= Written task =
Return each line of the data below exactly, omitting any pictures.

= Data section =
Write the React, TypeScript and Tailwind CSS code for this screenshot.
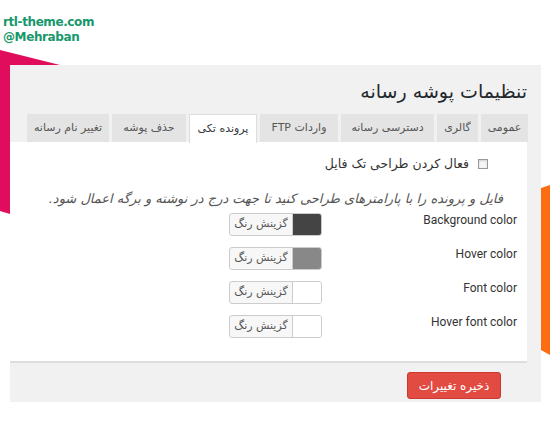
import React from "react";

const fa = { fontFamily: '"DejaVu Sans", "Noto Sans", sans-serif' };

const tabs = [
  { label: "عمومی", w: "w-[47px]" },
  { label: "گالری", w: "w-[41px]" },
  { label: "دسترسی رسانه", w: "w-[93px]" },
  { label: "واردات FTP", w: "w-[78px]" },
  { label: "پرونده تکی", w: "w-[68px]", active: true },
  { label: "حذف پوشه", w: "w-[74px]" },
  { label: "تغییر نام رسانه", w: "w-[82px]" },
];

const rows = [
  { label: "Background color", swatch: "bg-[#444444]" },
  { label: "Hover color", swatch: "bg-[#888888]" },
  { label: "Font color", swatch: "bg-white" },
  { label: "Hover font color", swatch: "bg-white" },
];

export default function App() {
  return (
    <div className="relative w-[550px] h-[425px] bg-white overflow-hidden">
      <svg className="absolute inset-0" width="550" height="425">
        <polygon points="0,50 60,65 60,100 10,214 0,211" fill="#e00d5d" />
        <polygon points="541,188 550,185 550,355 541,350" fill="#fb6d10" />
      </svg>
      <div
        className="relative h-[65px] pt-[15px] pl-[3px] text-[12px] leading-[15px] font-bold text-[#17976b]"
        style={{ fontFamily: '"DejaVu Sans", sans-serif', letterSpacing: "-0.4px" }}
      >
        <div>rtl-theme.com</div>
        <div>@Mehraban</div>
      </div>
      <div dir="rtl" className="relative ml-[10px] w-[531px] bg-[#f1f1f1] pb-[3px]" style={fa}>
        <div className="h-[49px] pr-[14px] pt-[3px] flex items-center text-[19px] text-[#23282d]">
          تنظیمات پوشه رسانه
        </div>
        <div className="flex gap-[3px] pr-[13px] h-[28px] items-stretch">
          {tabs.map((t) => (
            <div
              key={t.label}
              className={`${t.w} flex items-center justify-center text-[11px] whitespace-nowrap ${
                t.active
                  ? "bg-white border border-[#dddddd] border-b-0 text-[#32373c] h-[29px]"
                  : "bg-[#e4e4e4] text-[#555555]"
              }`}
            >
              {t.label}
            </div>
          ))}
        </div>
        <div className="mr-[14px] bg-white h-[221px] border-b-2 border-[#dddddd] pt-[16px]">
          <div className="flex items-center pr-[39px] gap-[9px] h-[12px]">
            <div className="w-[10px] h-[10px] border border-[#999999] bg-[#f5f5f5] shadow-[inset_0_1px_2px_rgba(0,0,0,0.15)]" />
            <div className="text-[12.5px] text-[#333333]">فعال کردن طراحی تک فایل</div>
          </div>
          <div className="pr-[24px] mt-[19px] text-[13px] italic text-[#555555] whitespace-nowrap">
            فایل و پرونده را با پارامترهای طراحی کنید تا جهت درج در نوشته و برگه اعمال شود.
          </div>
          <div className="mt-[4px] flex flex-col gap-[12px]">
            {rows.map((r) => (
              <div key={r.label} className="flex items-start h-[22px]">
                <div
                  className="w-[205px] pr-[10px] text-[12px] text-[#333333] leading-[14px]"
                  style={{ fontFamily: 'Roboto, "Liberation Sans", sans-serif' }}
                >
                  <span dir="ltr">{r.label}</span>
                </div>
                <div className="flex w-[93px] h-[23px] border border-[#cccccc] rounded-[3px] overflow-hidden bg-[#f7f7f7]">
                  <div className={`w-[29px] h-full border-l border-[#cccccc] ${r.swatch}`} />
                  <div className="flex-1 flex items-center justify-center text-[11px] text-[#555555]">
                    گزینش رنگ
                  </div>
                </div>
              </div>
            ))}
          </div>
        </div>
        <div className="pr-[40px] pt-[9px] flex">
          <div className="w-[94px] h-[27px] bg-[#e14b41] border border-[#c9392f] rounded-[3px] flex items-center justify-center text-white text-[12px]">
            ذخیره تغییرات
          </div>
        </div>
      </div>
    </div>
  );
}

= Result of the exercise =
Write the React, TypeScript and Tailwind CSS code for this screenshot.
import React from "react";

const fa = { fontFamily: '"DejaVu Sans", "Noto Sans", sans-serif' };

const tabs = [
  { label: "عمومی", w: "w-[47px]" },
  { label: "گالری", w: "w-[41px]" },
  { label: "دسترسی رسانه", w: "w-[93px]" },
  { label: "واردات FTP", w: "w-[78px]" },
  { label: "پرونده تکی", w: "w-[68px]", active: true },
  { label: "حذف پوشه", w: "w-[74px]" },
  { label: "تغییر نام رسانه", w: "w-[82px]" },
];

const rows = [
  { label: "Background color", swatch: "bg-[#444444]" },
  { label: "Hover color", swatch: "bg-[#888888]" },
  { label: "Font color", swatch: "bg-white" },
  { label: "Hover font color", swatch: "bg-white" },
];

export default function App() {
  return (
    <div className="relative w-[550px] h-[425px] bg-white overflow-hidden">
      <svg className="absolute inset-0" width="550" height="425">
        <polygon points="0,50 60,65 60,100 10,214 0,211" fill="#e00d5d" />
        <polygon points="541,188 550,185 550,355 541,350" fill="#fb6d10" />
      </svg>
      <div
        className="relative h-[65px] pt-[15px] pl-[3px] text-[12px] leading-[15px] font-bold text-[#17976b]"
        style={{ fontFamily: '"DejaVu Sans", sans-serif', letterSpacing: "-0.4px" }}
      >
        <div>rtl-theme.com</div>
        <div>@Mehraban</div>
      </div>
      <div dir="rtl" className="relative ml-[10px] w-[531px] bg-[#f1f1f1] pb-[3px]" style={fa}>
        <div className="h-[49px] pr-[14px] pt-[3px] flex items-center text-[19px] text-[#23282d]">
          تنظیمات پوشه رسانه
        </div>
        <div className="flex gap-[3px] pr-[13px] h-[28px] items-stretch">
          {tabs.map((t) => (
            <div
              key={t.label}
              className={`${t.w} flex items-center justify-center text-[11px] whitespace-nowrap ${
                t.active
                  ? "bg-white border border-[#dddddd] border-b-0 text-[#32373c] h-[29px]"
                  : "bg-[#e4e4e4] text-[#555555]"
              }`}
            >
              {t.label}
            </div>
          ))}
        </div>
        <div className="mr-[14px] bg-white h-[221px] border-b-2 border-[#dddddd] pt-[16px]">
          <div className="flex items-center pr-[39px] gap-[9px] h-[12px]">
            <div className="w-[10px] h-[10px] border border-[#999999] bg-[#f5f5f5] shadow-[inset_0_1px_2px_rgba(0,0,0,0.15)]" />
            <div className="text-[12.5px] text-[#333333]">فعال کردن طراحی تک فایل</div>
          </div>
          <div className="pr-[24px] mt-[19px] text-[13px] italic text-[#555555] whitespace-nowrap">
            فایل و پرونده را با پارامترهای طراحی کنید تا جهت درج در نوشته و برگه اعمال شود.
          </div>
          <div className="mt-[4px] flex flex-col gap-[12px]">
            {rows.map((r) => (
              <div key={r.label} className="flex items-start h-[22px]">
                <div
                  className="w-[205px] pr-[10px] text-[12px] text-[#333333] leading-[14px]"
                  style={{ fontFamily: 'Roboto, "Liberation Sans", sans-serif' }}
                >
                  <span dir="ltr">{r.label}</span>
                </div>
                <div className="flex w-[93px] h-[23px] border border-[#cccccc] rounded-[3px] overflow-hidden bg-[#f7f7f7]">
                  <div className={`w-[29px] h-full border-l border-[#cccccc] ${r.swatch}`} />
                  <div className="flex-1 flex items-center justify-center text-[11px] text-[#555555]">
                    گزینش رنگ
                  </div>
                </div>
              </div>
            ))}
          </div>
        </div>
        <div className="pr-[40px] pt-[9px] flex">
          <div className="w-[94px] h-[27px] bg-[#e14b41] border border-[#c9392f] rounded-[3px] flex items-center justify-center text-white text-[12px]">
            ذخیره تغییرات
          </div>
        </div>
      </div>
    </div>
  );
}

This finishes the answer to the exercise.